The adage goes that one should let a creative mind roam and explore the limits of one’s imagination. But actually, putting some restraints on your imagination can paradoxically expand it.
In one set of studies, researchers gave participants a bunch of toy blocks and asked them to design a new child’s toy. For half of the participants, they were told they had to use exactly 5 of the blocks, while the other half were able to use as many as they wanted.
Afterward, the creations were judged by expert product manufacturers.
Although this manipulation had no effect on the judged appropriateness of the toys, those participants who were restricted in their creation process produced toys that were evaluated to be significantly more novel.
Indeed, another set of researchers took this idea of “constraints” and went even further. Here, they found that simply recalling a time or thinking about yourself as a resource-scarce individual (i.e., not having access to money, time, food, etc.) makes people behave more creatively.
In both cases, feeling constrained forces us to think of solutions that go beyond the standard or conventional way of imagining things. Therefore, under constraints, we tend to come up with more novel (and therefore creative) solutions.
Like I was describing at the end of the last section, creativity is as much a mindset as it is a lightning strike of inspiration. Therefore, there are things in our environment that can serve to put us in a more or less creative mindset—which can have some downstream consequences.
In one set of studies, researchers gave participants a set of LEGO blocks, and either gave them a specific structure to build, or they let the participant build whatever he or she wanted. Afterward, in a seemingly “unrelated” task, participants took a creativity test known as the Torrance test (i.e., participants have to complete the drawings of incomplete figures).
The researchers found that when participants had been given a specific LEGO structure to build, they actually showed far less creativity on the subsequent task (vs. those who were previously able to build whatever they wanted).

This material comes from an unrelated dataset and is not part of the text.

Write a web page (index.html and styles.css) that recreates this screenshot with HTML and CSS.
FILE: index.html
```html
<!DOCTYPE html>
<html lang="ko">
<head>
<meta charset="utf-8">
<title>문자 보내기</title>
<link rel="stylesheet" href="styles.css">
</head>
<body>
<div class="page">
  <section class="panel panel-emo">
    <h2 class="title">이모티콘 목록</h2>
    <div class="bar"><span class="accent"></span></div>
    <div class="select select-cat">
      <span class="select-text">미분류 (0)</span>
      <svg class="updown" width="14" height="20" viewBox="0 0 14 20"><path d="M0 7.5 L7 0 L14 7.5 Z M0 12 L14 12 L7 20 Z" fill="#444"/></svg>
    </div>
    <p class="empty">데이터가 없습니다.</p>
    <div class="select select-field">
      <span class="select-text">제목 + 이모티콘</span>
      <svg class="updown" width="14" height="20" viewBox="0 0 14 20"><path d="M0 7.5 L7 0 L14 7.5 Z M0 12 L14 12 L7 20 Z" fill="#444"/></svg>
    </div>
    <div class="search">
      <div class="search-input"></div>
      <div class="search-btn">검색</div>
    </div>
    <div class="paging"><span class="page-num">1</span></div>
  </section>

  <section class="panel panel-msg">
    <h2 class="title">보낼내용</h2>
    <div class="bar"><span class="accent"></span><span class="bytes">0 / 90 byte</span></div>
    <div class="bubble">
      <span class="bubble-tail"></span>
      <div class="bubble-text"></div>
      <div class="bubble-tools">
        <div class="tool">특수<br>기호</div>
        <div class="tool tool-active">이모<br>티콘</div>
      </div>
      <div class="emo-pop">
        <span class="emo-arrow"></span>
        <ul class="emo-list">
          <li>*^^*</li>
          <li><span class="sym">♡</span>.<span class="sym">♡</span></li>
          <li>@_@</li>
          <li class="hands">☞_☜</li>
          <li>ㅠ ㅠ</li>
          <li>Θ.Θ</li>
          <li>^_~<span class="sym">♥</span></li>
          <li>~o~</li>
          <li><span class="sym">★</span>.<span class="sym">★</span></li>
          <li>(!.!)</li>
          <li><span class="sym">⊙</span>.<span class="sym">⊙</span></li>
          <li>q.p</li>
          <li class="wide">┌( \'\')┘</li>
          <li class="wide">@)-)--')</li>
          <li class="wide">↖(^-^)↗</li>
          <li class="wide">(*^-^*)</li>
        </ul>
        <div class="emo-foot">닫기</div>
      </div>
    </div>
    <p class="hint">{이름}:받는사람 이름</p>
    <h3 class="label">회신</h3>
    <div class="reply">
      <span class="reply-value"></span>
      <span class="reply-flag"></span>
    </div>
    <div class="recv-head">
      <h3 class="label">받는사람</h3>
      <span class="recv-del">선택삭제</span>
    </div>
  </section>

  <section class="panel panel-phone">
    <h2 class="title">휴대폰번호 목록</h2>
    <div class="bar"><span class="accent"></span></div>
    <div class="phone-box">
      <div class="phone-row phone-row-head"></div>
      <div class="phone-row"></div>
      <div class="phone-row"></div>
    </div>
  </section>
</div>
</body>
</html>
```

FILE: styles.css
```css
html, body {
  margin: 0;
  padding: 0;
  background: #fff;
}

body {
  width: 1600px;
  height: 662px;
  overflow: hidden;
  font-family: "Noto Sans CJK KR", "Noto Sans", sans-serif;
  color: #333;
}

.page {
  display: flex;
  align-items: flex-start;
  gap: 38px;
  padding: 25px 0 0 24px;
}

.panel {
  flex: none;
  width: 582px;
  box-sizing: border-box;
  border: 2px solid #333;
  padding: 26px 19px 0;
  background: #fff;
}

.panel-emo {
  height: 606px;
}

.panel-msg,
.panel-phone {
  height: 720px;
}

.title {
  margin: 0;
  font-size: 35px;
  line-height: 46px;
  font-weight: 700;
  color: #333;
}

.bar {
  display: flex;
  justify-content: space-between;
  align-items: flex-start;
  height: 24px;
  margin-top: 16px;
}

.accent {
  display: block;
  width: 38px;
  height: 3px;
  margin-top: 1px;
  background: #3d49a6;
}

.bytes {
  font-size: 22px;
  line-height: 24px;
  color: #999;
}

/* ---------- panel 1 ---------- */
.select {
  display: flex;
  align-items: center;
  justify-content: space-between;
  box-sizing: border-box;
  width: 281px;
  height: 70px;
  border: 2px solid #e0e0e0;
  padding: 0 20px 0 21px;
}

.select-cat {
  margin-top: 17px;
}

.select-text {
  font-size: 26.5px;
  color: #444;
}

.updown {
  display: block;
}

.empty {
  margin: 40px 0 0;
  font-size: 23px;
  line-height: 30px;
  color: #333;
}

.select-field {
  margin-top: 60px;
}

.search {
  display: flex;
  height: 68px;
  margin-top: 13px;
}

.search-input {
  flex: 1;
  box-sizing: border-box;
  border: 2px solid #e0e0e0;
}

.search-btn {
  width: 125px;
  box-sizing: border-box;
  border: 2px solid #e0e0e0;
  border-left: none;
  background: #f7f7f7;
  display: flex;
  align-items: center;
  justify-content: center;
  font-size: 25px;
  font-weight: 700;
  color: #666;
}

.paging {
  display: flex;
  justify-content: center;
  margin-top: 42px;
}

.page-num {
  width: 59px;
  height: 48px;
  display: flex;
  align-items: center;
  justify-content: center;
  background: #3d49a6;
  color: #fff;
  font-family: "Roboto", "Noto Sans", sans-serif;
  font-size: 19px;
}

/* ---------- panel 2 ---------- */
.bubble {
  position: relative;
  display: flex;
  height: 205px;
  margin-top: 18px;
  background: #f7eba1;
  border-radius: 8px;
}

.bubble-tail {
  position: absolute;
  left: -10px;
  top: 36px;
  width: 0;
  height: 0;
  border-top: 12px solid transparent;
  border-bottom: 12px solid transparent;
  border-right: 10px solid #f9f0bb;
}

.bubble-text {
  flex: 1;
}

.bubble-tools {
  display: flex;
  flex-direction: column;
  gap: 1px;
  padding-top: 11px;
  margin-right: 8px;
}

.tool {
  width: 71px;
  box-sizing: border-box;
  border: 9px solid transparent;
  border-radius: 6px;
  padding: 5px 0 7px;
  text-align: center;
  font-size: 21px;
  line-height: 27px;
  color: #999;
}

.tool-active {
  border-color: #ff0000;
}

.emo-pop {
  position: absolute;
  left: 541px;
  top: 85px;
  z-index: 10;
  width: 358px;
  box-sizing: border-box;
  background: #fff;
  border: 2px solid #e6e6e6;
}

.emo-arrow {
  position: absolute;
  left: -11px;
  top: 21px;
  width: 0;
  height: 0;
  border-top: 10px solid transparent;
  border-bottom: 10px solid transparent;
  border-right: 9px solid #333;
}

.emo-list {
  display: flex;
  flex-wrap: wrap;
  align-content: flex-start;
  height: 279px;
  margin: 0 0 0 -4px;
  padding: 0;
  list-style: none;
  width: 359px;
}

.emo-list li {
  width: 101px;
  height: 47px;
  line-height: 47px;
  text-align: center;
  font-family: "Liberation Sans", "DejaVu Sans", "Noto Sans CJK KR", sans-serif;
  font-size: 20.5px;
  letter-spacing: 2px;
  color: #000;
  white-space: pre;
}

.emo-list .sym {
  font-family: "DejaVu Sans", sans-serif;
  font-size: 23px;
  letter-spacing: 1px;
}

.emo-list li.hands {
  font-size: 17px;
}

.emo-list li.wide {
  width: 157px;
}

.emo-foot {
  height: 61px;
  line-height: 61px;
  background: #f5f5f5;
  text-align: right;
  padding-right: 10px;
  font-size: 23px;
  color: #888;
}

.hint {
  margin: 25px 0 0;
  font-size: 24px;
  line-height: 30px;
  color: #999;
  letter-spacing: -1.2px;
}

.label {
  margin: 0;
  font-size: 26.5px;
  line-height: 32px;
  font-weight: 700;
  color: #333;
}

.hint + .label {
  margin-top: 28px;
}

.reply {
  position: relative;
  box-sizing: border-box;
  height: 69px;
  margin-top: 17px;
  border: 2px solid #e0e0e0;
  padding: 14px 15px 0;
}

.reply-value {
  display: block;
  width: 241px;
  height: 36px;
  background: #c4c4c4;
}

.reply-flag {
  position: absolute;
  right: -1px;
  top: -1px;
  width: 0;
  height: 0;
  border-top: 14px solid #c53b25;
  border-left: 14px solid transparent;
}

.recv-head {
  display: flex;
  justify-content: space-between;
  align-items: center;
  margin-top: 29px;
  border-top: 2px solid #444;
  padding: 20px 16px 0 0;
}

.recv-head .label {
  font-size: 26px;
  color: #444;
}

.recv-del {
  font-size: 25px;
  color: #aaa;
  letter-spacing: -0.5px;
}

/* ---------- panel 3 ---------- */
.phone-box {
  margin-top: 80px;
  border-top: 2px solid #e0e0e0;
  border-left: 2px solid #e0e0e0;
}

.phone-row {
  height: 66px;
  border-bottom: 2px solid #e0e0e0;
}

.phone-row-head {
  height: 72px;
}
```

Essentially, when trying to achieve well-defined outcomes, we don’t engage in as much divergent thinking (i.e., thinking in novel or unusual ways), and this mindset of just “following the rules” can then leak over into other tasks and objectives.
EXPAND YOUR CREATIVITY
Whether you’re a writer, a researcher, an inventor, or an everyday problem solver, you can try to infuse a little more creativity into your project or goal by giving yourself constraints and doing activities that don’t have a predefined outcome.
Of course, just because you’re being more creative doesn’t mean you’ll finish the project on time 😉 In which case, sorry for sending out today’s post a day late!
Psych•o•philosophy to Ponder: In trying to come up with today’s (and most days’) blog topic, there are an infinite number of options to choose from. However, by having so many choices available, sometimes the end result is less creative than I’d like (e.g., I just talk about standard psych stuff). However, by imposing restraints on what I’m going to write on, for example, it has to be related to my life or the articles have to come from post-2015, it forces me to think more divergently (i.e., creatively) in what I write about. What are some ways you can impose some restrictions on your own tasks and goals to promote creative solutions?
Mehta, R., & Zhu, M. (2015). Creating when you have less: The impact of resource scarcity on product use creativity. Journal of Consumer Research, 42(5), 767-782.
Moreau, C. P., & Dahl, D. W. (2005). Designing the solution: The impact of constraints on consumers’ creativity. Journal of Consumer Research, 32(1), 13-22.
Moreau, C. P., & Engeset, M. G. (2016). The downstream consequences of problem-solving mindsets: How playing with LEGO influences creativity. Journal of Marketing Research, 53(1), 18-30.